Men say they don't want to get married because why buy the cow if you can get the milk for free. I say why buy the pig when all you want is some sausage?

If you want a woman to want to have sex with you a second time (and more) you have to remember "she comes first"...or that one-nighter will be your only with her. And she'll tell all her friends what a lousy lay you are, and you'll have to start trolling in a different place.

If you regard a woman as a sperm repository, then don't be surprised if she regards you as less than human also. You get what you give.

Don't ever marry someone you haven't slept with. Some people want sex once a month. Some once a week. Some once every day. Some twice a day and three times on Sunday! Until you know which kind of person you are, and which kind of person your beloved is, getting married is setting yourself up for disaster. Be sure you're compatible in the bedroom, because while it's true passion will ebb eventually with age, if your needs weren't met before, chances are you won't meet each other's needs in other areas of life either.

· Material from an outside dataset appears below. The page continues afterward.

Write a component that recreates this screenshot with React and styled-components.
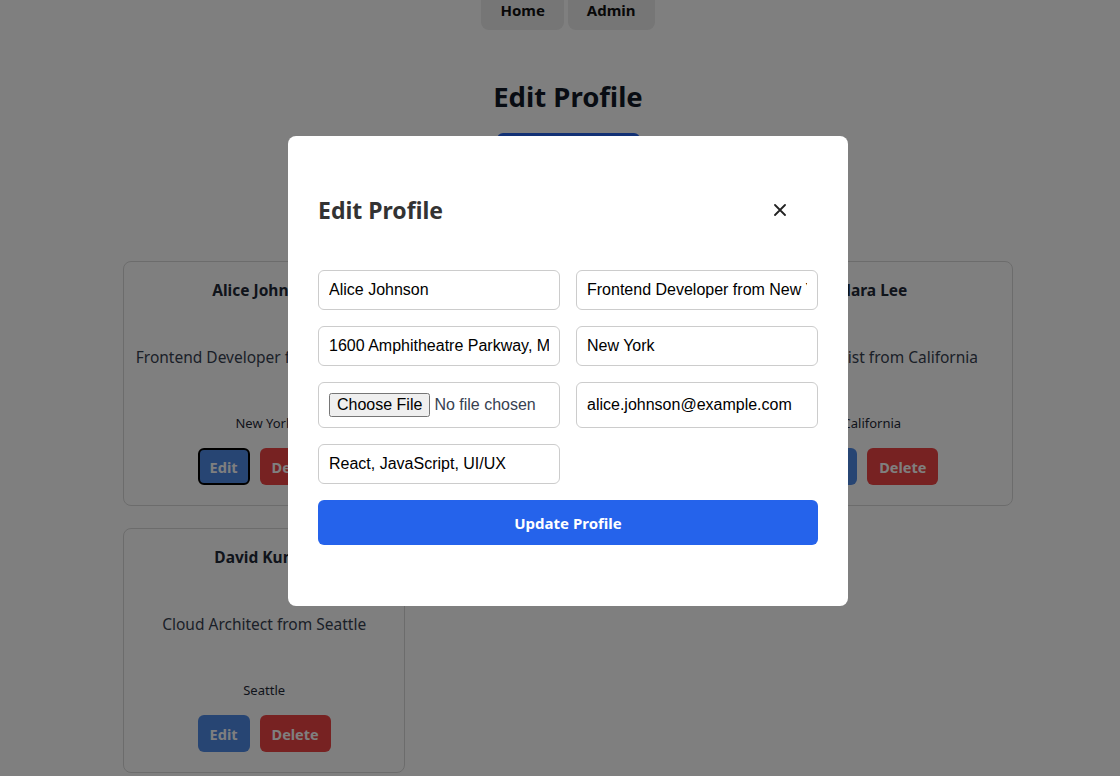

I kissed a whole lotta frogs before I met my prince. I knew the kind of man I wanted and rejoiced when I met him. We've been together for over 30 years, through 4 kids, and I'm still happy every day that we chose each other. We've raised sons who respect and genuinely like spending time with women, and a daughter who can be assertive as well as nurturing.

Men and women don't need to be brought up to see each other as adversaries. A little kindness and understanding goes a long way.

James L. Hatch said...

Great comments, Fiona. I couldn't agree more about knowing a partner well before marrying them. I'm sure you saw the first two references were a joke (the 10 and 11 reasons not to marry), but the third reference was not. There is some good advice there too. When we get older, we know some of these things because we learned them the hard way. Sounds like you've passed some knowledge to your kids too. That's great. Not all of my children and setpchildren got the message, and some are still learning (the hard way as well.) Life is always interesting, even when it's hard. Thank you for your input and my best to your whole family.